Each line below should be retyped exactly, with no pictures.

━━━━

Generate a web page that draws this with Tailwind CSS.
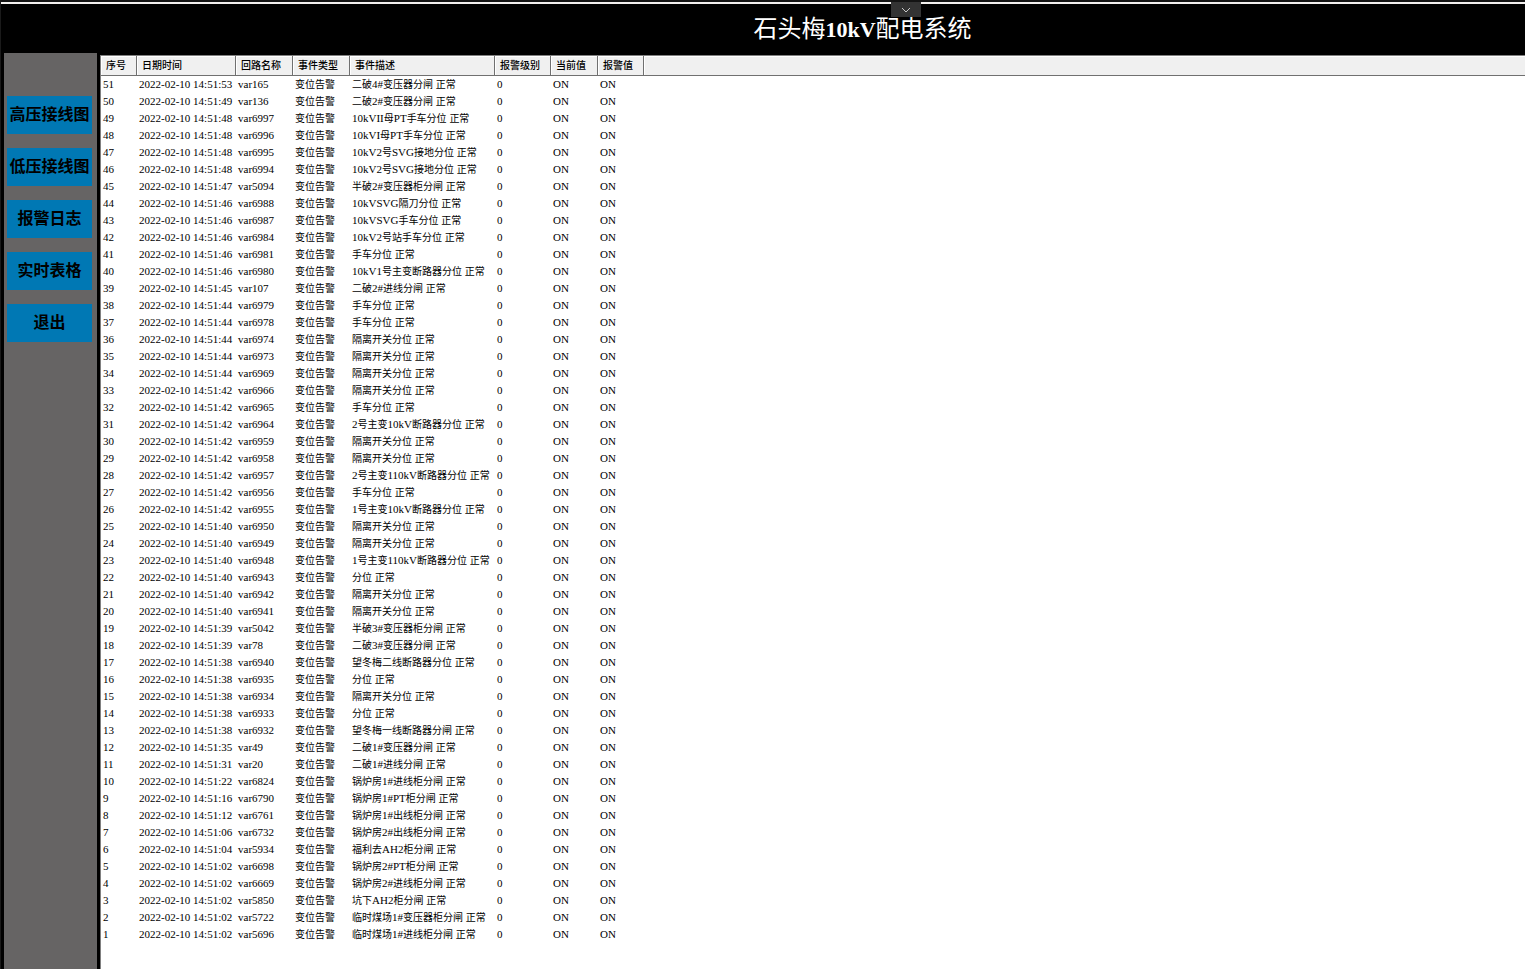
<!DOCTYPE html>
<html lang="zh-CN">
<head>
  <meta charset="UTF-8" />
  <title>石头梅10kV配电系统</title>
  <meta name="viewport" content="width=device-width, initial-scale=1" />
  <script src="https://cdn.jsdelivr.net/npm/@tailwindcss/browser@4"></script>
</head>
<body class="min-h-screen flex flex-col bg-black text-black border-l border-[#1a1a1a] font-['Liberation_Serif','Noto_Sans_CJK_SC',serif]">
  <!-- Title bar -->
  <header class="relative h-[53px] shrink-0 border-t-2 border-[#141414]">
    <div class="h-[2px] bg-[#f2f0ee]"></div>
    <h1 class="pl-[199px] pt-[7px] text-center text-[24px] leading-[36px] text-white"><span>石头梅</span><span class="text-[22px] font-bold">10kV</span><span>配电系统</span></h1>
    <button aria-label="展开" class="absolute left-[890px] top-0 w-[30px] h-[15px] flex items-center justify-center bg-[#333333]">
      <svg class="w-[10px] h-[6px]" viewBox="0 0 10 6" fill="none" stroke="#c8c8c8" stroke-width="1"><path d="M1 1l4 4 4-4" /></svg>
    </button>
  </header>

  <div class="flex flex-grow">
    <!-- Sidebar -->
    <nav class="w-[93px] shrink-0 ml-[3px] pt-[43px] pl-[3px] pr-[5px] flex flex-col gap-[14px] bg-[#666464] text-[16px] leading-[38px] font-bold">
      <button class="h-[38px] bg-[#0078b4] whitespace-nowrap">高压接线图</button>
      <button class="h-[38px] bg-[#0078b4] whitespace-nowrap">低压接线图</button>
      <button class="h-[38px] bg-[#0078b4] whitespace-nowrap">报警日志</button>
      <button class="h-[38px] bg-[#0078b4] whitespace-nowrap">实时表格</button>
      <button class="h-[38px] bg-[#0078b4] whitespace-nowrap">退出</button>
    </nav>

    <!-- Alarm log -->
    <main class="flex-grow min-w-0 ml-[3px] mt-[2px] border-l border-t border-[#808080] bg-white">
      <table class="w-full table-fixed border-separate border-spacing-0 whitespace-nowrap text-left">
        <colgroup>
          <col class="w-[36px]" /><col class="w-[99px]" /><col class="w-[57px]" /><col class="w-[57px]" />
          <col class="w-[145px]" /><col class="w-[56px]" /><col class="w-[47px]" /><col class="w-[46px]" /><col />
        </colgroup>
        <thead class="bg-[#f0f0f0] text-[10px] leading-[19px]">
          <tr>
            <th class="p-0 pl-[5px] font-medium border-r border-b border-[#707070] shadow-[inset_1px_1px_0_#ffffff]">序号</th>
            <th class="p-0 pl-[5px] font-medium border-r border-b border-[#707070] shadow-[inset_1px_1px_0_#ffffff]">日期时间</th>
            <th class="p-0 pl-[5px] font-medium border-r border-b border-[#707070] shadow-[inset_1px_1px_0_#ffffff]">回路名称</th>
            <th class="p-0 pl-[5px] font-medium border-r border-b border-[#707070] shadow-[inset_1px_1px_0_#ffffff]">事件类型</th>
            <th class="p-0 pl-[5px] font-medium border-r border-b border-[#707070] shadow-[inset_1px_1px_0_#ffffff]">事件描述</th>
            <th class="p-0 pl-[5px] font-medium border-r border-b border-[#707070] shadow-[inset_1px_1px_0_#ffffff]">报警级别</th>
            <th class="p-0 pl-[5px] font-medium border-r border-b border-[#707070] shadow-[inset_1px_1px_0_#ffffff]">当前值</th>
            <th class="p-0 pl-[5px] font-medium border-r border-b border-[#707070] shadow-[inset_1px_1px_0_#ffffff]">报警值</th>
            <td class="p-0 border-b border-[#707070] shadow-[inset_1px_1px_0_#ffffff]"></td>
          </tr>
        </thead>
        <tbody id="log"></tbody>
      </table>
    </main>
  </div>

<script>
  /* time | loop | description, newest first */
  const events = `
14:51:53|var165|二破4#变压器分闸
14:51:49|var136|二破2#变压器分闸
14:51:48|var6997|10kVII母PT手车分位
14:51:48|var6996|10kVI母PT手车分位
14:51:48|var6995|10kV2号SVG接地分位
14:51:48|var6994|10kV2号SVG接地分位
14:51:47|var5094|半破2#变压器柜分闸
14:51:46|var6988|10kVSVG隔刀分位
14:51:46|var6987|10kVSVG手车分位
14:51:46|var6984|10kV2号站手车分位
14:51:46|var6981|手车分位
14:51:46|var6980|10kV1号主变断路器分位
14:51:45|var107|二破2#进线分闸
14:51:44|var6979|手车分位
14:51:44|var6978|手车分位
14:51:44|var6974|隔离开关分位
14:51:44|var6973|隔离开关分位
14:51:44|var6969|隔离开关分位
14:51:42|var6966|隔离开关分位
14:51:42|var6965|手车分位
14:51:42|var6964|2号主变10kV断路器分位
14:51:42|var6959|隔离开关分位
14:51:42|var6958|隔离开关分位
14:51:42|var6957|2号主变110kV断路器分位
14:51:42|var6956|手车分位
14:51:42|var6955|1号主变10kV断路器分位
14:51:40|var6950|隔离开关分位
14:51:40|var6949|隔离开关分位
14:51:40|var6948|1号主变110kV断路器分位
14:51:40|var6943|分位
14:51:40|var6942|隔离开关分位
14:51:40|var6941|隔离开关分位
14:51:39|var5042|半破3#变压器柜分闸
14:51:39|var78|二破3#变压器分闸
14:51:38|var6940|望冬梅二线断路器分位
14:51:38|var6935|分位
14:51:38|var6934|隔离开关分位
14:51:38|var6933|分位
14:51:38|var6932|望冬梅一线断路器分闸
14:51:35|var49|二破1#变压器分闸
14:51:31|var20|二破1#进线分闸
14:51:22|var6824|锅炉房1#进线柜分闸
14:51:16|var6790|锅炉房1#PT柜分闸
14:51:12|var6761|锅炉房1#出线柜分闸
14:51:06|var6732|锅炉房2#出线柜分闸
14:51:04|var5934|福利去AH2柜分闸
14:51:02|var6698|锅炉房2#PT柜分闸
14:51:02|var6669|锅炉房2#进线柜分闸
14:51:02|var5850|坑下AH2柜分闸
14:51:02|var5722|临时煤场1#变压器柜分闸
14:51:02|var5696|临时煤场1#进线柜分闸`.trim().split("\n").map(l => l.split("|"));

  /* latin runs are set one size up from the chinese text */
  const mixed = s => s.replace(/[\x20-\x7e]+/g, m => `<span class="text-[11px]">${m}</span>`);

  const cell = s => `<td class="h-[17px] p-0 pl-[2px] text-[10px] leading-[17px]">${mixed(s)}</td>`;

  document.querySelector("#log").innerHTML = events.map(([time, loop, desc], i) =>
    "<tr>" + [
      String(events.length - i), "2022-02-10 " + time, loop, "变位告警", desc + " 正常", "0", "ON", "ON"
    ].map(cell).join("") + "<td></td></tr>"
  ).join("");
</script>
</body>
</html>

━━━━

*Answer for this exercise:*
Generate a web page that draws this with Tailwind CSS.
<!DOCTYPE html>
<html lang="zh-CN">
<head>
  <meta charset="UTF-8" />
  <title>石头梅10kV配电系统</title>
  <meta name="viewport" content="width=device-width, initial-scale=1" />
  <script src="https://cdn.jsdelivr.net/npm/@tailwindcss/browser@4"></script>
</head>
<body class="min-h-screen flex flex-col bg-black text-black border-l border-[#1a1a1a] font-['Liberation_Serif','Noto_Sans_CJK_SC',serif]">
  <!-- Title bar -->
  <header class="relative h-[53px] shrink-0 border-t-2 border-[#141414]">
    <div class="h-[2px] bg-[#f2f0ee]"></div>
    <h1 class="pl-[199px] pt-[7px] text-center text-[24px] leading-[36px] text-white"><span>石头梅</span><span class="text-[22px] font-bold">10kV</span><span>配电系统</span></h1>
    <button aria-label="展开" class="absolute left-[890px] top-0 w-[30px] h-[15px] flex items-center justify-center bg-[#333333]">
      <svg class="w-[10px] h-[6px]" viewBox="0 0 10 6" fill="none" stroke="#c8c8c8" stroke-width="1"><path d="M1 1l4 4 4-4" /></svg>
    </button>
  </header>

  <div class="flex flex-grow">
    <!-- Sidebar -->
    <nav class="w-[93px] shrink-0 ml-[3px] pt-[43px] pl-[3px] pr-[5px] flex flex-col gap-[14px] bg-[#666464] text-[16px] leading-[38px] font-bold">
      <button class="h-[38px] bg-[#0078b4] whitespace-nowrap">高压接线图</button>
      <button class="h-[38px] bg-[#0078b4] whitespace-nowrap">低压接线图</button>
      <button class="h-[38px] bg-[#0078b4] whitespace-nowrap">报警日志</button>
      <button class="h-[38px] bg-[#0078b4] whitespace-nowrap">实时表格</button>
      <button class="h-[38px] bg-[#0078b4] whitespace-nowrap">退出</button>
    </nav>

    <!-- Alarm log -->
    <main class="flex-grow min-w-0 ml-[3px] mt-[2px] border-l border-t border-[#808080] bg-white">
      <table class="w-full table-fixed border-separate border-spacing-0 whitespace-nowrap text-left">
        <colgroup>
          <col class="w-[36px]" /><col class="w-[99px]" /><col class="w-[57px]" /><col class="w-[57px]" />
          <col class="w-[145px]" /><col class="w-[56px]" /><col class="w-[47px]" /><col class="w-[46px]" /><col />
        </colgroup>
        <thead class="bg-[#f0f0f0] text-[10px] leading-[19px]">
          <tr>
            <th class="p-0 pl-[5px] font-medium border-r border-b border-[#707070] shadow-[inset_1px_1px_0_#ffffff]">序号</th>
            <th class="p-0 pl-[5px] font-medium border-r border-b border-[#707070] shadow-[inset_1px_1px_0_#ffffff]">日期时间</th>
            <th class="p-0 pl-[5px] font-medium border-r border-b border-[#707070] shadow-[inset_1px_1px_0_#ffffff]">回路名称</th>
            <th class="p-0 pl-[5px] font-medium border-r border-b border-[#707070] shadow-[inset_1px_1px_0_#ffffff]">事件类型</th>
            <th class="p-0 pl-[5px] font-medium border-r border-b border-[#707070] shadow-[inset_1px_1px_0_#ffffff]">事件描述</th>
            <th class="p-0 pl-[5px] font-medium border-r border-b border-[#707070] shadow-[inset_1px_1px_0_#ffffff]">报警级别</th>
            <th class="p-0 pl-[5px] font-medium border-r border-b border-[#707070] shadow-[inset_1px_1px_0_#ffffff]">当前值</th>
            <th class="p-0 pl-[5px] font-medium border-r border-b border-[#707070] shadow-[inset_1px_1px_0_#ffffff]">报警值</th>
            <td class="p-0 border-b border-[#707070] shadow-[inset_1px_1px_0_#ffffff]"></td>
          </tr>
        </thead>
        <tbody id="log"></tbody>
      </table>
    </main>
  </div>

<script>
  /* time | loop | description, newest first */
  const events = `
14:51:53|var165|二破4#变压器分闸
14:51:49|var136|二破2#变压器分闸
14:51:48|var6997|10kVII母PT手车分位
14:51:48|var6996|10kVI母PT手车分位
14:51:48|var6995|10kV2号SVG接地分位
14:51:48|var6994|10kV2号SVG接地分位
14:51:47|var5094|半破2#变压器柜分闸
14:51:46|var6988|10kVSVG隔刀分位
14:51:46|var6987|10kVSVG手车分位
14:51:46|var6984|10kV2号站手车分位
14:51:46|var6981|手车分位
14:51:46|var6980|10kV1号主变断路器分位
14:51:45|var107|二破2#进线分闸
14:51:44|var6979|手车分位
14:51:44|var6978|手车分位
14:51:44|var6974|隔离开关分位
14:51:44|var6973|隔离开关分位
14:51:44|var6969|隔离开关分位
14:51:42|var6966|隔离开关分位
14:51:42|var6965|手车分位
14:51:42|var6964|2号主变10kV断路器分位
14:51:42|var6959|隔离开关分位
14:51:42|var6958|隔离开关分位
14:51:42|var6957|2号主变110kV断路器分位
14:51:42|var6956|手车分位
14:51:42|var6955|1号主变10kV断路器分位
14:51:40|var6950|隔离开关分位
14:51:40|var6949|隔离开关分位
14:51:40|var6948|1号主变110kV断路器分位
14:51:40|var6943|分位
14:51:40|var6942|隔离开关分位
14:51:40|var6941|隔离开关分位
14:51:39|var5042|半破3#变压器柜分闸
14:51:39|var78|二破3#变压器分闸
14:51:38|var6940|望冬梅二线断路器分位
14:51:38|var6935|分位
14:51:38|var6934|隔离开关分位
14:51:38|var6933|分位
14:51:38|var6932|望冬梅一线断路器分闸
14:51:35|var49|二破1#变压器分闸
14:51:31|var20|二破1#进线分闸
14:51:22|var6824|锅炉房1#进线柜分闸
14:51:16|var6790|锅炉房1#PT柜分闸
14:51:12|var6761|锅炉房1#出线柜分闸
14:51:06|var6732|锅炉房2#出线柜分闸
14:51:04|var5934|福利去AH2柜分闸
14:51:02|var6698|锅炉房2#PT柜分闸
14:51:02|var6669|锅炉房2#进线柜分闸
14:51:02|var5850|坑下AH2柜分闸
14:51:02|var5722|临时煤场1#变压器柜分闸
14:51:02|var5696|临时煤场1#进线柜分闸`.trim().split("\n").map(l => l.split("|"));

  /* latin runs are set one size up from the chinese text */
  const mixed = s => s.replace(/[\x20-\x7e]+/g, m => `<span class="text-[11px]">${m}</span>`);

  const cell = s => `<td class="h-[17px] p-0 pl-[2px] text-[10px] leading-[17px]">${mixed(s)}</td>`;

  document.querySelector("#log").innerHTML = events.map(([time, loop, desc], i) =>
    "<tr>" + [
      String(events.length - i), "2022-02-10 " + time, loop, "变位告警", desc + " 正常", "0", "ON", "ON"
    ].map(cell).join("") + "<td></td></tr>"
  ).join("");
</script>
</body>
</html>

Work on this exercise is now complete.